In this week's sermon I told the story of, "long-prayer Louie." He is a man who gets in front of the church and says extremely long prayers. We saw how the book of James can transform a prayer from, "Lord, help him," to "Lord, help me."
Here's a recap and an outline that you can use at home and with your families.
I created an outline in google forms as well, you can access it HERE.
1st - What do you want? James 4:1-2 says, "What causes fights and quarrels among you? Don’t they come from your desires that battle within you? You desire but do not have, so you kill. You covet but you cannot get what you want, so you quarrel and fight. You do not have because you do not ask God."
Hopefully there's no one killing anyone else in your household, although it may feel like somedays that is not far off. Quarrels and fights? Yeah, you are probably experiencing that on some level. James identifies the underlying reason behind most of those fights - we want something that we don't have. A good first step in pursuing peace is taking the time to identify what it is that you actually want. What do you desire?
2nd - Are you asking God? This might seem trivial in the world of parenting because if child #1 wants the toy child #2 is playing with, we are not going to stop that kid and have them pray to God for the toy!
That being said, we cannot start too early instilling in our children that God is the giver of all good things. The Lord is generous, and we should "ask, seek, and knock."
3rd - Check Yourself The next verse in James 4 says, "When you ask, you do not receive, because you ask with wrong motives, that you may spend what you get on your pleasures."
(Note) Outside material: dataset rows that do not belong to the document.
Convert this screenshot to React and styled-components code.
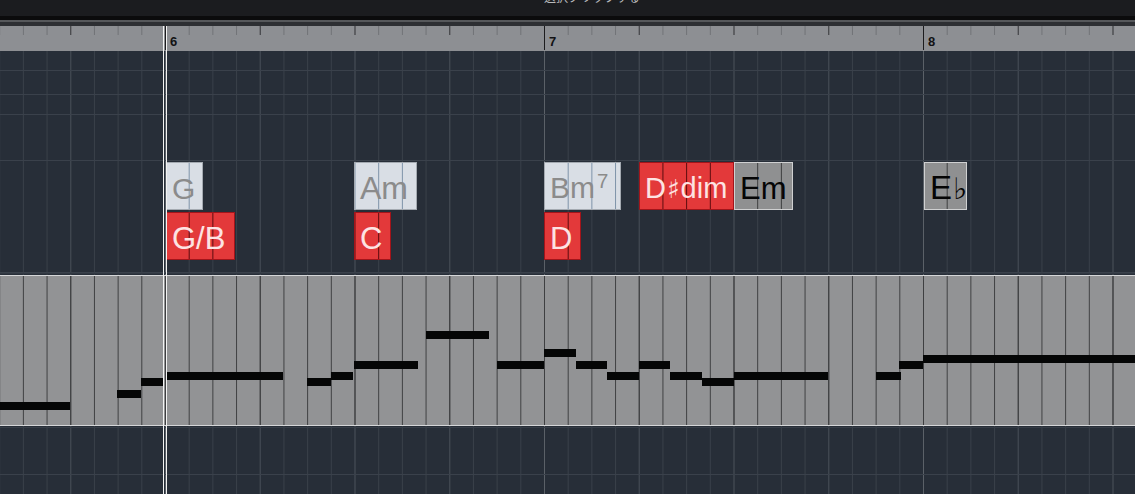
import styled, { createGlobalStyle } from "styled-components";

const S = 379 / 16; // one sixteenth, px
const BAR = 165; // x of bar 6

const GlobalStyle = createGlobalStyle`
  html, body { margin: 0; padding: 0; background: #272e38; }
  body { font-family: "Liberation Sans", Arial, sans-serif; overflow: hidden; }
`;

const grid = (six, beat, bar) => `
  linear-gradient(to right, ${bar} 0 1px, transparent 1px) ${BAR}px 0 / ${S * 16}px 100% repeat-x,
  linear-gradient(to right, ${beat} 0 1px, transparent 1px) ${BAR}px 0 / ${S * 4}px 100% repeat-x,
  linear-gradient(to right, ${six} 0 1px, transparent 1px) ${BAR}px 0 / ${S}px 100% repeat-x
`;

const hLines = (color, ys) =>
  ys
    .map((y) => `linear-gradient(${color}, ${color}) 0 ${y}px / 100% 1px no-repeat`)
    .join(",");

const Window = styled.div`
  position: relative;
  width: 1135px;
  height: 494px;
  overflow: hidden;
  display: flex;
  flex-direction: column;
  background: #272e38;
`;

const TitleBar = styled.div`
  height: 16px;
  flex: none;
  display: flex;
  justify-content: center;
  padding-left: 49px;
  overflow: hidden;
  background: #1b1c1f;
`;

const Title = styled.span`
  margin-top: -11px;
  font-family: "Noto Sans CJK JP", sans-serif;
  font-size: 12px;
  line-height: 16px;
  color: #b9babc;
`;

const Band = styled.div`
  flex: none;
  height: ${(p) => p.$h}px;
  background: ${(p) => p.$c};
`;

const Ruler = styled.div`
  position: relative;
  flex: none;
  height: 25px;
  background:
    linear-gradient(to right, #1c1c1e 0 1px, transparent 1px) ${BAR}px 0 / ${S * 16}px 24px repeat-x,
    linear-gradient(to right, #3c3d40 0 1px, transparent 1px) ${BAR}px 0 / ${S * 4}px 9px repeat-x,
    linear-gradient(to right, #707276 0 1px, transparent 1px) ${BAR}px 0 / ${S}px 9px repeat-x,
    #8d8f93;
`;

const BarNumber = styled.span`
  position: absolute;
  top: 8px;
  left: ${(p) => p.$x + 5}px;
  font-size: 13px;
  font-weight: bold;
  color: #121214;
`;

const ChordTrack = styled.div`
  position: relative;
  flex: none;
  height: 224px;
  background: ${hLines("#3a414b", [19, 43, 63, 109, 221])},
    ${hLines("#313842", [222])}, ${grid("#394049", "#424952", "#5b6168")}, #272e38;
`;

const kinds = {
  light: { bg: "#d9dee5", border: "#a4aab1", line: "#7d92a8", text: "#8b8b8b" },
  red: { bg: "#e3393a", border: "#a3141a", line: "#5a0b0d", text: "#fde3e3" },
  gray: { bg: "#8f9091", border: "#cfd0d1", line: "#3c3d3e", text: "#050505" },
};

const ChordBox = styled.div`
  position: absolute;
  box-sizing: border-box;
  left: ${(p) => p.$x}px;
  top: ${(p) => (p.$row ? 161 : 111)}px;
  width: ${(p) => p.$w}px;
  height: 48px;
  display: flex;
  align-items: flex-end;
  padding: 0 0 ${(p) => 10 - 0.15 * p.$size}px 5px;
  border: 1px solid ${(p) => kinds[p.$kind].border};
  background: linear-gradient(to right, ${(p) => kinds[p.$kind].line} 0 1px, transparent 1px)
      ${(p) => (((BAR - p.$x - 1) % S) + S) % S}px 0 / ${S}px 100% repeat-x,
    ${(p) => kinds[p.$kind].bg};
  color: ${(p) => kinds[p.$kind].text};
  font-size: ${(p) => p.$size}px;
  line-height: 1;
  white-space: nowrap;
  overflow: hidden;
`;

const Label = styled.span`
  display: block;
  line-height: 1;
`;

const Sup = styled.span`
  font-size: 0.68em;
  vertical-align: 0.5em;
  margin-left: 2px;
`;

const Acc = styled.span`
  font-family: "DejaVu Sans", sans-serif;
  font-size: ${(p) => p.$scale}em;
  margin: 0 1px;
`;

const NoteLane = styled.div`
  position: relative;
  flex: none;
  height: 149px;
  border-top: 1px solid #d5d6d8;
  border-bottom: 1px solid #d5d6d8;
  background: ${grid("#3e3f41", "#3e3f41", "#3e3f41")}, #929395;
`;

const Note = styled.div`
  position: absolute;
  height: 8px;
  background: #050606;
`;

const Lower = styled.div`
  flex: 1;
  background: ${hLines("#363d47", [1])}, ${hLines("#3a414b", [48])},
    ${grid("#394049", "#424952", "#5b6168")}, #272e38;
`;

const Playhead = styled.div`
  position: absolute;
  top: 26px;
  bottom: 0;
  left: 163px;
  width: 2px;
  border-left: 1px solid #f2f2f2;
  border-right: 1px solid #f2f2f2;
`;

const chords = [
  { x: 166, w: 37, row: 0, kind: "light", size: 30, label: "G" },
  { x: 354, w: 63, row: 0, kind: "light", size: 32, label: "Am" },
  { x: 544, w: 77, row: 0, kind: "light", size: 30, label: <>Bm<Sup>7</Sup></> },
  { x: 639, w: 95, row: 0, kind: "red", size: 29, label: <>D<Acc $scale={0.9}>♯</Acc>dim</> },
  { x: 734, w: 59, row: 0, kind: "gray", size: 31, label: "Em" },
  { x: 924, w: 43, row: 0, kind: "gray", size: 33, label: <>E<Acc $scale={0.9}>♭</Acc></> },
  { x: 166, w: 69, row: 1, kind: "red", size: 31, label: "G/B" },
  { x: 354, w: 37, row: 1, kind: "red", size: 31, label: "C" },
  { x: 544, w: 37, row: 1, kind: "red", size: 31, label: "D" },
];

// [start, end, y] in page pixels
const notes = [
  [0, 70, 402], [117, 141, 390], [141, 163, 378], [166, 283, 372],
  [307, 331, 378], [331, 353, 372], [354, 418, 361], [426, 489, 331],
  [497, 544, 361], [544, 576, 349], [576, 607, 361], [607, 639, 372],
  [639, 670, 361], [670, 702, 372], [702, 734, 378], [734, 828, 372],
  [876, 901, 372], [899, 923, 361], [923, 1135, 355],
];

export default function App() {
  return (
    <Window>
      <GlobalStyle />
      <TitleBar>
        <Title>選択クリップする</Title>
      </TitleBar>
      <Band $h={4} $c="#0b0b0c" />
      <Band $h={2} $c="#56585b" />
      <Band $h={4} $c="#2d2f33" />
      <Ruler>
        <BarNumber $x={165}>6</BarNumber>
        <BarNumber $x={544}>7</BarNumber>
        <BarNumber $x={923}>8</BarNumber>
      </Ruler>
      <ChordTrack>
        {chords.map((c, i) => (
          <ChordBox key={i} $x={c.x} $w={c.w} $row={c.row} $kind={c.kind} $size={c.size}>
            <Label>{c.label}</Label>
          </ChordBox>
        ))}
      </ChordTrack>
      <NoteLane>
        {notes.map(([a, b, y], i) => (
          <Note key={i} style={{ left: a, width: b - a, top: y - 276 }} />
        ))}
      </NoteLane>
      <Lower />
      <Playhead />
    </Window>
  );
}
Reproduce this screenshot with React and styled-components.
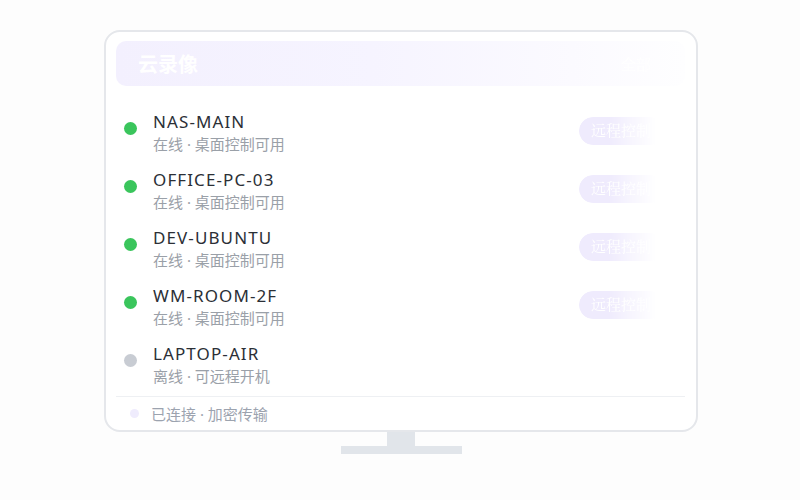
import React from 'react';
import styled, { createGlobalStyle } from 'styled-components';

const GlobalStyle = createGlobalStyle`
  html, body {
    margin: 0;
    padding: 0;
    background: #fdfdfd;
  }
  body {
    font-family: "Noto Sans", "Noto Sans CJK SC", sans-serif;
  }
`;

const devices = [
  { name: 'NAS-MAIN', online: true },
  { name: 'OFFICE-PC-03', online: true },
  { name: 'DEV-UBUNTU', online: true },
  { name: 'WM-ROOM-2F', online: true },
  { name: 'LAPTOP-AIR', online: false },
];

export default function App() {
  return (
    <Page>
      <GlobalStyle />
      <Monitor>
        <Screen>
          <Header>
            <Title>云录像</Title>
            <HeaderAction>全部</HeaderAction>
          </Header>
          <List>
            {devices.map((d) => (
              <Row key={d.name}>
                <Dot online={d.online} />
                <Info>
                  <Name>{d.name}</Name>
                  <Sub>{d.online ? '在线 · 桌面控制可用' : '离线 · 可远程开机'}</Sub>
                </Info>
                {d.online && <RemoteButton>远程控制</RemoteButton>}
              </Row>
            ))}
          </List>
          <Footer>
            <FooterDot />
            <FooterText>已连接 · 加密传输</FooterText>
          </Footer>
        </Screen>
        <Neck />
        <Base />
      </Monitor>
    </Page>
  );
}

const Page = styled.div`
  width: 800px;
  height: 500px;
  padding: 30px 0 0 104px;
  box-sizing: border-box;
`;
const Monitor = styled.div`
  width: 594px;
  display: flex;
  flex-direction: column;
  align-items: center;
`;
const Screen = styled.div`
  width: 594px;
  height: 402px;
  box-sizing: border-box;
  border: 2px solid #e5e7eb;
  border-radius: 16px;
  background: #fff;
  padding: 9px 11px 0 10px;
  display: flex;
  flex-direction: column;
  overflow: hidden;
`;
const Header = styled.div`
  height: 45px;
  border-radius: 10px;
  background: linear-gradient(90deg, #f3f0fe 0%, #f6f4ff 45%, #fbfaff 80%, #fefeff 100%);
  display: flex;
  align-items: center;
  justify-content: space-between;
  padding: 0 22px;
  flex-shrink: 0;
`;
const Title = styled.div`
  color: #fff;
  font-size: 20px;
  font-weight: 700;
  line-height: 1;
  margin-top: 2px;
`;
const HeaderAction = styled.div`
  color: #fff;
  font-size: 15px;
  margin-right: 12px;
  opacity: 0.9;
`;
const List = styled.div`
  display: flex;
  flex-direction: column;
  gap: 14px;
  padding-top: 25px;
`;
const Row = styled.div`
  display: flex;
  align-items: flex-start;
  padding-left: 8px;
`;
const Dot = styled.span`
  width: 13px;
  height: 13px;
  border-radius: 50%;
  background: ${(p) => (p.online ? '#3ac55c' : '#c8ccd3')};
  margin-top: 11px;
  flex-shrink: 0;
`;
const Info = styled.div`
  margin-left: 16px;
  flex: 1;
  display: flex;
  flex-direction: column;
`;
const Name = styled.div`
  font-size: 17px;
  line-height: 22px;
  color: #2b2f36;
  letter-spacing: 1.1px;
`;
const Sub = styled.div`
  font-size: 15px;
  line-height: 22px;
  color: #9aa0a8;
`;
const RemoteButton = styled.div`
  margin-top: 6px;
  margin-right: 20px;
  height: 28px;
  padding: 0 14px 0 12px;
  border-radius: 14px;
  background: #efebfd;
  color: #fff;
  font-family: "Liberation Serif", "Noto Serif CJK SC", serif;
  font-size: 15px;
  line-height: 28px;
  -webkit-mask-image: linear-gradient(90deg, #000 35%, rgba(0, 0, 0, 0.5) 60%, transparent 90%);
  mask-image: linear-gradient(90deg, #000 35%, rgba(0, 0, 0, 0.5) 60%, transparent 90%);
`;
const Footer = styled.div`
  margin-top: auto;
  height: 33px;
  border-top: 1px solid #eef0f3;
  display: flex;
  align-items: center;
  padding-left: 14px;
  flex-shrink: 0;
`;
const FooterDot = styled.span`
  width: 9px;
  height: 9px;
  border-radius: 50%;
  background: #efecfd;
`;
const FooterText = styled.span`
  margin-left: 12px;
  font-size: 15px;
  color: #9ca3af;
`;
const Neck = styled.div`
  width: 28px;
  height: 14px;
  background: #e1e5ea;
`;
const Base = styled.div`
  width: 121px;
  height: 8px;
  background: #e1e5ea;
`;
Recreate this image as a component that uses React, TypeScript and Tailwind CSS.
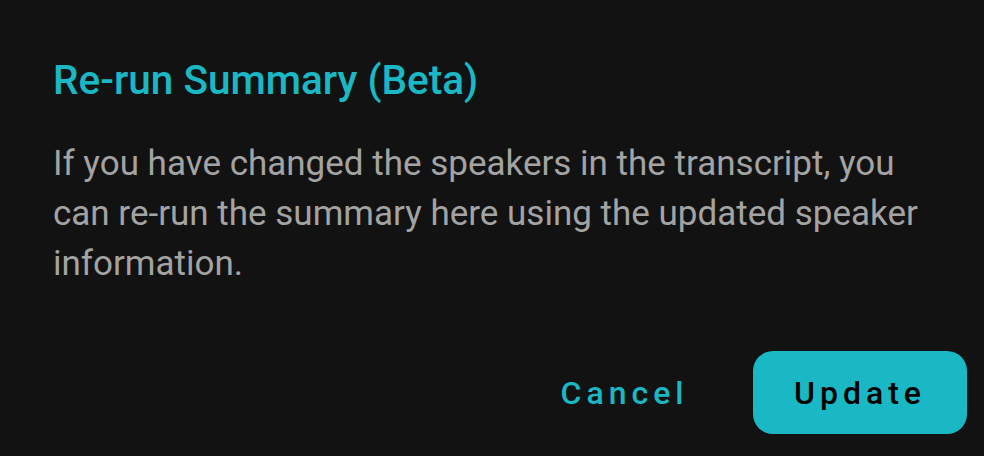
import React from "react";

function RerunSummaryDialog() {
  return (
    <div className="w-[984px] h-[456px] bg-[#121212] flex flex-col font-['Roboto',_sans-serif] overflow-hidden">
      <h2 className="pt-[56px] pl-[53px] text-[40.5px] leading-[48px] font-medium text-[#1ab8c4]">
        Re-run Summary (Beta)
      </h2>
      <p className="mt-[35px] pl-[53px] pr-[60px] text-[35px] leading-[50px] text-[#a3a3a3]">
        If you have changed the speakers in the transcript, you can re-run the
        summary here using the updated speaker information.
      </p>
      <div className="mt-[62px] flex items-center justify-end gap-[48px] pr-[17px]">
        <button className="w-[161px] h-[83px] flex items-center justify-center text-[32px] font-medium tracking-[5px] text-[#1ab8c4]">
          Cancel
        </button>
        <button className="w-[214px] h-[83px] flex items-center justify-center rounded-[20px] bg-[#1ab8c4] text-[32px] font-medium tracking-[5px] text-black">
          Update
        </button>
      </div>
    </div>
  );
}

export default function App() {
  return <RerunSummaryDialog />;
}
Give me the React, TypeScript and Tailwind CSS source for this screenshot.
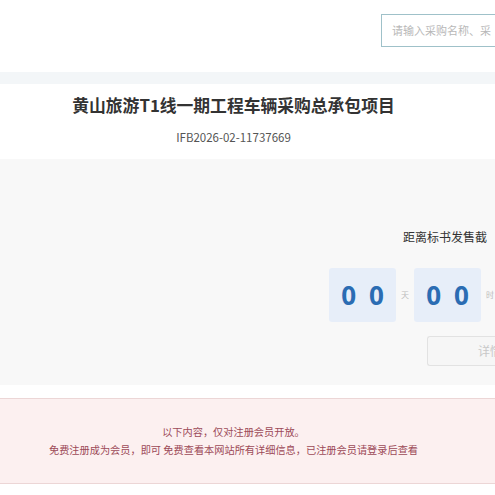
const CountBox = () => (
  <div className="w-[67px] h-[54px] bg-[#e7eef9] rounded-[3px] flex items-center justify-center gap-[13px] text-[26px] font-bold text-[#2b6cb3] font-['Open_Sans',sans-serif] shrink-0">
    <span>0</span>
    <span>0</span>
  </div>
);

const Unit = ({ label }: { label: string }) => (
  <div className="w-[18px] shrink-0 text-center text-[8px] text-[#bdbdbd]">{label}</div>
);

export default function App() {
  return (
    <div className="w-[495px] h-[495px] overflow-hidden bg-white font-['Noto_Sans_CJK_SC',sans-serif]">
      {/* header with search */}
      <div className="h-[72px] pl-[381px] pt-[14px] overflow-hidden">
        <div className="w-[114px] h-[33px] border border-r-0 border-[#9fc1c9] flex items-center pl-[10px] text-[11px] text-[#b8b8b8] whitespace-nowrap overflow-hidden">
          请输入采购名称、采
        </div>
      </div>
      <div className="h-[12px] bg-[#f3f6f8]" />

      {/* title */}
      <div className="h-[75px] flex flex-col items-center pt-[9px] pr-[28px]">
        <h1 className="text-[16.8px] leading-[24px] font-bold text-[#333]">
          黄山旅游T1线一期工程车辆采购总承包项目
        </h1>
        <p className="mt-[13px] text-[11.5px] leading-[14px] text-[#555]">IFB2026-02-11737669</p>
      </div>

      {/* countdown */}
      <div className="h-[226px] bg-[#f8f8f8] pl-[329px] pt-[70px] overflow-hidden">
        <div className="pl-[74px] text-[12px] leading-[16px] text-[#333] whitespace-nowrap">距离标书发售截</div>
        <div className="mt-[23px] flex items-center">
          <CountBox />
          <Unit label="天" />
          <CountBox />
          <Unit label="时" />
        </div>
        <div className="mt-[14px] ml-[98px] w-[68px] h-[30px] border border-r-0 border-[#e2e2e2] rounded-l-[3px] bg-[#f6f6f6] flex items-center pl-[50px] text-[12px] text-[#c8c8c8] whitespace-nowrap overflow-hidden">
          详情
        </div>
      </div>

      <div className="h-[13px]" />

      {/* member notice */}
      <div className="h-[86px] border-y border-[#ecd6d6] bg-[#fcf0f0] flex flex-col items-center justify-center pr-[28px] text-[10.2px] leading-[18px] text-[#9c4a58]">
        <p>以下内容，仅对注册会员开放。</p>
        <p>免费注册成为会员，即可 免费查看本网站所有详细信息，已注册会员请登录后查看</p>
      </div>
    </div>
  );
}
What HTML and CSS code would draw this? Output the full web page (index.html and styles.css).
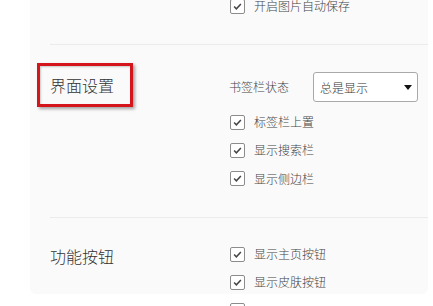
FILE: index.html
```html
<!DOCTYPE html>
<html lang="zh-CN">
<head>
<meta charset="utf-8">
<link rel="stylesheet" href="styles.css">
</head>
<body>
<div class="panel">
  <section class="section first">
    <div class="title"></div>
    <div class="options">
      <label class="row"><span class="box"><svg viewBox="0 0 15 15"><path d="M3.6 7.6 L6.2 10.2 L11.4 4.6"/></svg></span><span class="text">开启图片自动保存</span></label>
    </div>
  </section>
  <section class="section ui">
    <div class="title"><span class="mark"></span>界面设置</div>
    <div class="options">
      <div class="select-row">
        <span class="text">书签栏状态</span>
        <div class="select"><span>总是显示</span><i class="caret"></i></div>
      </div>
      <label class="row"><span class="box"><svg viewBox="0 0 15 15"><path d="M3.6 7.6 L6.2 10.2 L11.4 4.6"/></svg></span><span class="text">标签栏上置</span></label>
      <label class="row"><span class="box"><svg viewBox="0 0 15 15"><path d="M3.6 7.6 L6.2 10.2 L11.4 4.6"/></svg></span><span class="text">显示搜索栏</span></label>
      <label class="row"><span class="box"><svg viewBox="0 0 15 15"><path d="M3.6 7.6 L6.2 10.2 L11.4 4.6"/></svg></span><span class="text">显示侧边栏</span></label>
    </div>
  </section>
  <section class="section buttons">
    <div class="title">功能按钮</div>
    <div class="options">
      <label class="row"><span class="box"><svg viewBox="0 0 15 15"><path d="M3.6 7.6 L6.2 10.2 L11.4 4.6"/></svg></span><span class="text">显示主页按钮</span></label>
      <label class="row"><span class="box"><svg viewBox="0 0 15 15"><path d="M3.6 7.6 L6.2 10.2 L11.4 4.6"/></svg></span><span class="text">显示皮肤按钮</span></label>
      <label class="row"><span class="box"></span></label>
    </div>
  </section>
</div>
</body>
</html>
```
FILE: styles.css
```css
html, body {
  margin: 0;
  padding: 0;
  background: #ffffff;
  overflow: hidden;
  height: 306px;
}
body {
  font-family: "Noto Sans CJK SC", "Noto Sans", sans-serif;
  font-weight: 300;
  color: #444;
}
.panel {
  margin-left: 30px;
  width: 398px;
  height: 302px;
  background: #fafafa;
  border-radius: 0 0 6px 6px;
}
.section {
  display: flex;
  margin-left: 20px;
  border-top: 1px solid #ebebeb;
}
.section.first {
  border-top: none;
  margin-top: -8px;
  padding-bottom: 24px;
}
.section.ui {
  padding-top: 27px;
  padding-bottom: 24px;
}
.section.buttons {
  padding-top: 22px;
}
.title {
  position: relative;
  width: 179px;
  flex: none;
  font-size: 16px;
  line-height: 20px;
  color: #333;
}
.ui .title { margin-top: 3px; }
.buttons .title { margin-top: 6px; }
.mark {
  position: absolute;
  left: -13px;
  top: -12px;
  width: 90px;
  height: 38px;
  border: 3px solid #d4161c;
  box-shadow: 2px 2px 3px rgba(0, 0, 0, 0.35), inset 1px 1px 2px rgba(0, 0, 0, 0.2);
}
.options {
  display: flex;
  flex-direction: column;
}
.row {
  display: flex;
  align-items: center;
  height: 28px;
  margin-left: 1px;
}
.ui .row:nth-child(n+3), .buttons .row:nth-child(n+2) { height: 28.5px; }
.box {
  width: 13px;
  height: 13px;
  border: 1px solid #8c8c8c;
  border-radius: 2px;
  background: #fff;
  display: flex;
  flex: none;
}
.box svg {
  width: 13px;
  height: 13px;
}
.box path {
  fill: none;
  stroke: #444;
  stroke-width: 1.7;
}
.text {
  font-size: 12px;
  line-height: 16px;
  color: #444;
  margin-left: 9px;
}
.select-row {
  display: flex;
  align-items: center;
  height: 30px;
  margin-bottom: 6px;
}
.select-row .text {
  margin-left: 0;
  width: 84px;
}
.select {
  box-sizing: border-box;
  width: 105px;
  height: 30px;
  border: 1px solid #a9a9a9;
  border-radius: 3px;
  background: #fff;
  display: flex;
  align-items: center;
  justify-content: space-between;
  padding: 0 5px 0 6px;
  font-size: 12px;
  color: #333;
}
.caret {
  width: 0;
  height: 0;
  border-left: 4.5px solid transparent;
  border-right: 4.5px solid transparent;
  border-top: 5px solid #111;
}
```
Later in the chapter we are told to submit to the Lord (verse 7) and humble ourselves (verse 10).
The thing that I want - is that what I really want? What desires are battling within me? Am I asking God? Is what I'm asking in submission to God? Am I asking humbly or for my own gain and pleasure?
4th - Pray It could be easy to go through a checklist, ask yourself a bunch of questions and determine NOT to pray. That would be a mistake. James concludes the letter by asking, "Is anyone among you in trouble? Let them pray" (James 5:13). Rather than just thinking, "OK, I shouldn't pray for THAT," what should you be praying for?
In our example on Sunday we started by praying that Long-prayer Louie would start saying shorter prayers. We ended up praying that we would be better listeners with longer attention spans. We could ask that we could learn from Louie, that we would grow in our spiritual maturity. Then, we can still pray that those prayers would be a little shorter, but we can do so because now we are asking God from a humble place and with better motives.
+ Parents, try applying some of these principles in your own prayer life, especially regarding your attitudes toward each other and toward your children.
+ Consider ways we can fuse prayer into our regular, as we go activities... are you in trouble? Pray. Are you happy? Sing songs of praise, etc.